Auch der vorangegangene Teil der Ouvertüre, in dem sehr ausführlich die teilweise schon erotisch anmutende Beziehung zwischen dem jungen Marcel und seiner Mutter behandelt wird, erscheint mir nun in einem anderen Licht. So beginne ich erneut damit, mir diesen Teil des Romans vorzunehmen und schaffe es dieses Mal auch, ihn vollständig durchzulesen – das sogar mit ansteigender Vorfreude auf die nächste Seminarsitzung, da ich vor allem darauf gespannt bin, welche Details sich noch im Werk von Proust verstecken, die ich selbst nicht oder noch nicht entdeckt hatte. Gerade der auf die Ouvertüre folgende Part, in dem die Entdeckung der Sexualität eine entscheidende Rolle spielt, fasziniert mich auf eine gewisse Art und Weise, da ich gerade hier merke, wie viele autobiografische Details sich beispielsweise in der Beschreibung des Weißdorns in der Kirche oder in der Beschreibung der verstörenden Szene zwischen Mademoiselle Vinteuil und ihrer Freundin verstecken. Sie wirken so beiläufig und gleichzeitig so kalkuliert in die Erzählung eingebettet, als würden sie die ganze Zeit nur darauf warten gefunden zu werden.

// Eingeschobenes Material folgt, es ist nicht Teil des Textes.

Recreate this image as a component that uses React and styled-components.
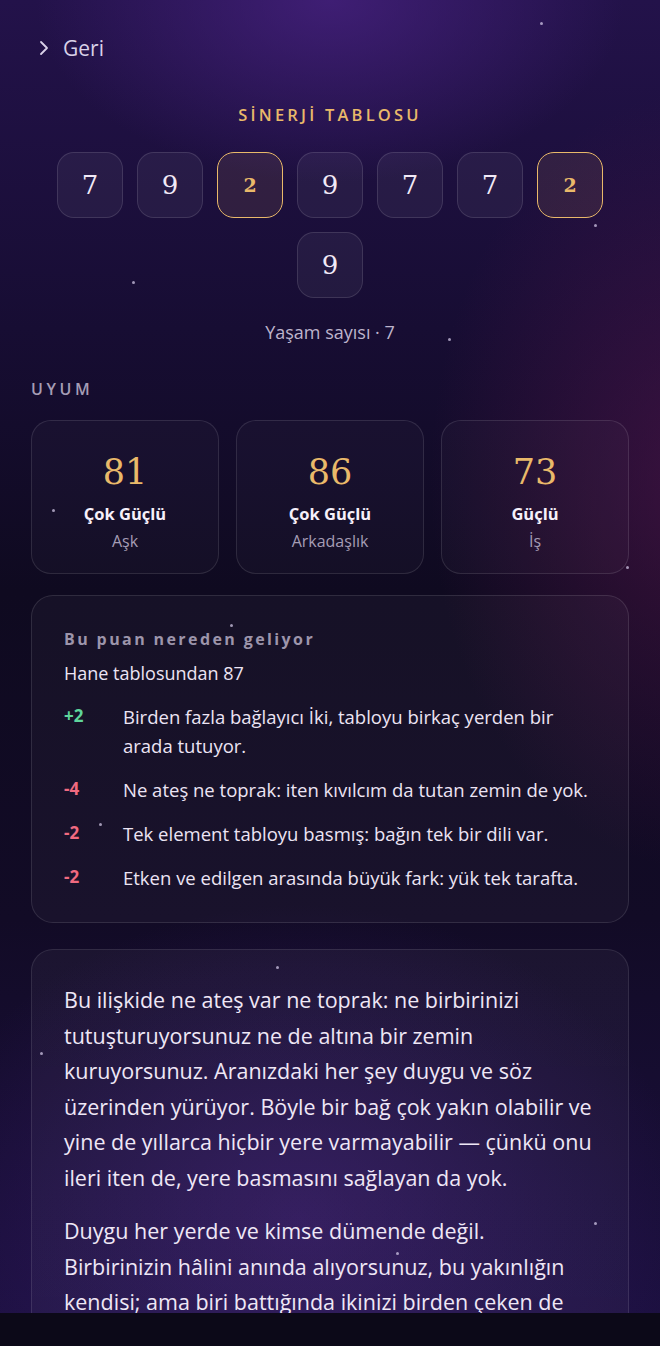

Es ist Anfang Januar, die Weihnachtspause ist gerade vorbei und mein Stresslevel geht immer weiter hoch, da ich eine Klausur für Anfang Februar vorzubereiten habe und es mir dementsprechend schwerer fällt mich zum Lesen des Romans zu motivieren. Dennoch besuche ich weiterhin, immer noch fasziniert von Prousts Werk das Seminar, auch wenn dieses mittlerweile online stattfindet. Auch wenn ich die Schilderung der Liebesgeschichte zwischen Swann und Odette als sehr anstrengend empfinde, bemerke ich meine weiterhin ansteigende Motivation, den Roman zu Ende zu lesen, sobald ich meine Klausur in der ersten Februarwoche hinter mir habe. Somit bin auch ich aktuell, ähnlich wie Marcel Proust auf der Suche nach der verlorenen Zeit, allerdings nicht nach meinen verlorenen Erinnerungen, sondern nach meiner fehlenden Lebenszeit für die Lektüre des Romans.